Rob,
Was Raymond Loewy the personal trainer of Ms Coke who trimmed her proportions to render the sensuous siren with whom you currently flirt?
Possibly so.
Of course, he was also the designer of some great cars for Studebaker in a time when they produced highly distinctive mechanical lust buckets. To say nothing of some really neat Boys' Own Annual styles steam locomotives for the Pennsylvania Railroad.

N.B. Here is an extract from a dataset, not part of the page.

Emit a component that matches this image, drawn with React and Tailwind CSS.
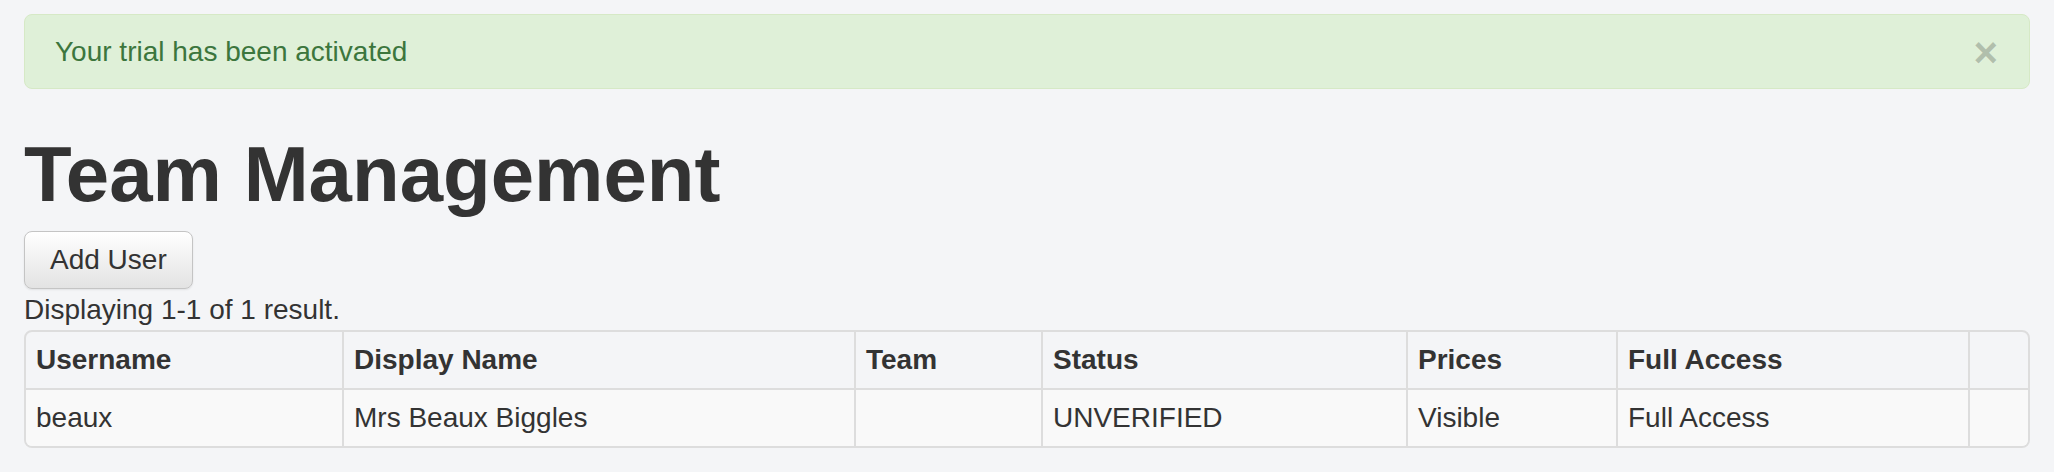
import React from "react";

const cols = [316, 512, 187, 365, 210, 352, 60];
const headers = ["Username", "Display Name", "Team", "Status", "Prices", "Full Access", ""];
const row = ["beaux", "Mrs Beaux Biggles", "", "UNVERIFIED", "Visible", "Full Access", ""];

export default function App() {
  return (
    <div
      className="min-h-[472px] bg-[#f4f5f7] px-[24px] pt-[14px] text-[#333333]"
      style={{ fontFamily: '"Liberation Sans", Arial, Helvetica, sans-serif' }}
    >
      <div className="flex h-[75px] items-center justify-between rounded-[8px] border border-[#d6e9c6] bg-[#dff0d8] pt-[1px] pl-[30px] pr-[31px] text-[28px] leading-[40px] text-[#3c763d]">
        <span>Your trial has been activated</span>
        <span className="mt-[2px] text-[42px] font-bold leading-[40px] text-black opacity-20 [text-shadow:0_1px_0_#fff]">
          ×
        </span>
      </div>

      <h1 className="mt-[42px] mb-[14px] text-[78px] font-bold leading-[86px] text-[#333333]">
        Team Management
      </h1>

      <button className="block rounded-[8px] border border-[#c4c4c4] bg-gradient-to-b from-white to-[#e3e3e3] px-[25px] py-[8px] text-[28px] leading-[40px] text-[#333333] shadow-[0_1px_2px_rgba(0,0,0,0.08)]">
        Add User
      </button>

      <div className="mt-px text-[28px] leading-[40px]">Displaying 1-1 of 1 result.</div>

      <div className="overflow-hidden rounded-[8px] border-2 border-[#dddddd]">
        <table className="w-full table-fixed border-separate border-spacing-0 text-[28px] leading-[40px]">
          <colgroup>
            {cols.map((w, i) => (
              <col key={i} style={{ width: w }} />
            ))}
          </colgroup>
          <thead>
            <tr>
              {headers.map((h, i) => (
                <th
                  key={i}
                  className={
                    "border-b-2 border-[#dddddd] px-[10px] pt-[8px] pb-[8px] text-left font-bold " +
                    (i > 0 ? "border-l-2" : "")
                  }
                >
                  {h}
                </th>
              ))}
            </tr>
          </thead>
          <tbody>
            <tr className="bg-[#f9f9f9]">
              {row.map((c, i) => (
                <td
                  key={i}
                  className={
                    "border-[#dddddd] px-[10px] pt-[8px] pb-[8px] " + (i > 0 ? "border-l-2" : "")
                  }
                >
                  {c}
                </td>
              ))}
            </tr>
          </tbody>
        </table>
      </div>
    </div>
  );
}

From the time of the founding fathers on, it seems there is a lot of French in many a USofA icon.
Cheers,
W
Walter, my memories of Studie ended in '53 when we returned to the UK from the Indian idyll, just in time to be somewhere on the high seas when Everest was defeated and a princess became a queen. Returning to Britain was a culture shock, but it did result in my first bicycle: a red Raleigh Lenton, that I instantly personalized by doing the handlebars (why is it the convention to use the plural when, in reality, there is but a single bar?) up with white tape. That was my precursor to what became more famous as the Harley Earl fins. That every other third kid also used tape is neither here not there. Well, it was there, but made not a jot of difference to the feeling in
my head. I was easily satisfied.
Studebaker rings the bell for me as being the very first 'going both ways at once' car that I recall seeing. Prior to that, they all made distinctions between fore and aft design; perhaps the Hudson Hornet was also guilty of seductive, ambivalent sin... In Britain we had the silly little Nash Metropolitan. I passed a parked old Jaguar yesterday - a quick peek confirmed my long-held belief that Jag made the most handsome cockpits of all time.
David, any suggestive motifs are to be found within the personal psyche of the viewer; perhaps some see Marilyn with a soupçon d'art décoratif thrown in for company, and proof of the concept of diamonds being a girl's best friend? I simply toss the dice to fall where they may.